NOW, WHETHER ANYBODY LIKES IT or not, the fact remains that the deal is done and Jerry Jones is the owner of the Dallas Cowboys. “Gene and I are here to stay,” he says. They have rented a condominium at the Claridge high-rise on Turtle Creek.

According to Jones, to Arkansas natives in those quaint towns with names like Slow Leak and Dry Socket, a trip to Dallas to go shopping is an adventure in ecstasy. “To actually move to Dallas is everybody’s ultimate ideal. You take the top l0 or 15 percent of the brightest and best people in Arkansas, they all wind up in Dallas,” he contends.

If you’re out celebrating a rare Cowboys victory or mourning another loss, don’t be surprised to see Jones on the nightlife circuit.
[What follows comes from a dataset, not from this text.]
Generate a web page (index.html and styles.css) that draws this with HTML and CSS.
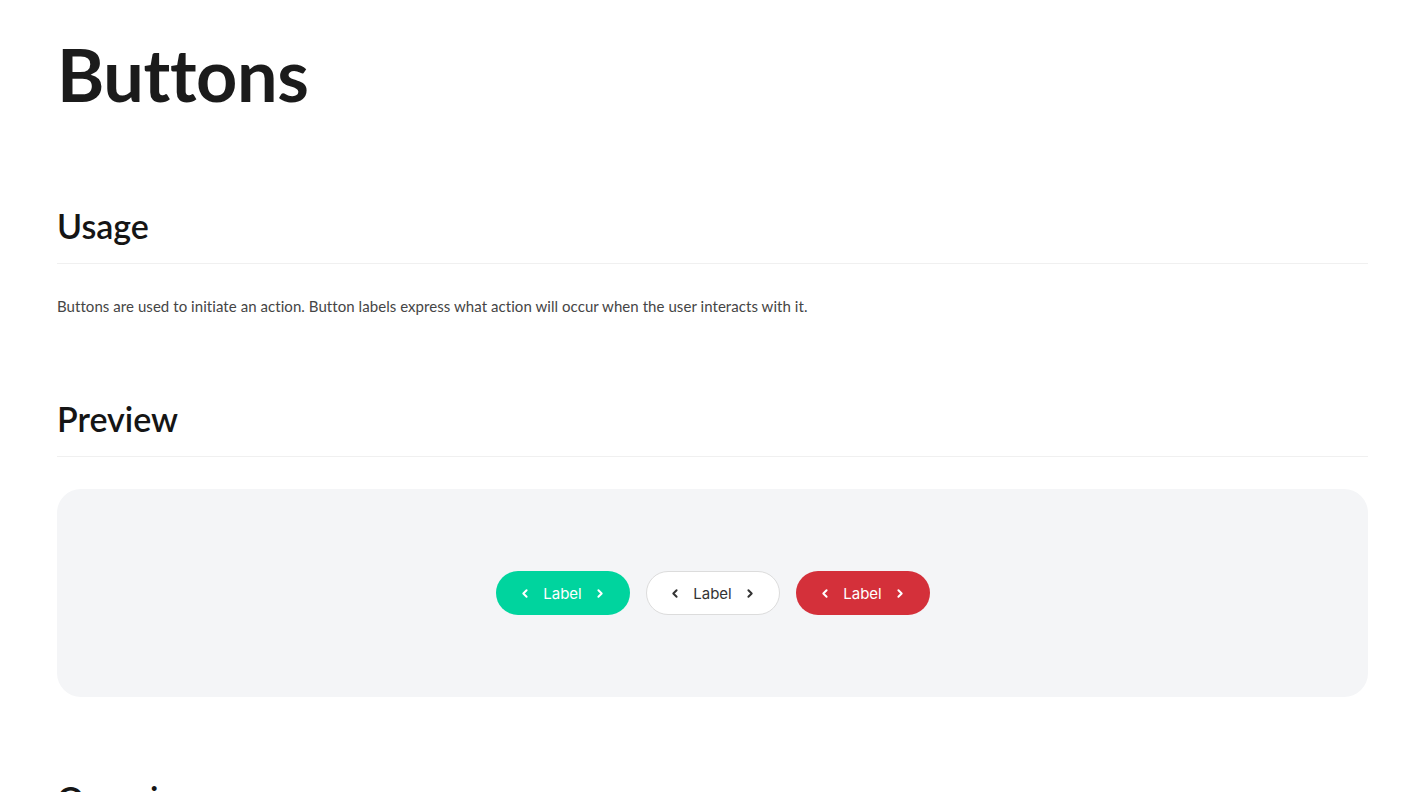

He’s the first to admit that he parties with the same intensity that he chases deals. He’s a boogie-till-you-puke all-nighter.

Well, he used to be anyway. As owner of the Cowboys, he swears that he intends to curtail those activities. “For one thing, in order to operate the football team and run Arkoma, I’ll have to add two or three hours to my work day,” Jones says.

“The important thing I have to remember now. though, is how public I’ve become. I can’t be seen lying on a table in some restaurant and I know that if I get a traffic ticket, it’ll wind up on the front page. Or, God forbid, a DWI.”

Several times a day, Jerry Jones walks through the Valley Ranch offices, past the big graphic murals of Lilly and Staubach and the rest of the Cowboy heroes. “Every time I walk out of here, I still have to pinch myself to convince me that this is really happening.” Whenever people think of Landry and Schramm and Clint Murchison, and the style and decorum that they used to inject into the Cowboy operation, they probably feel the same way.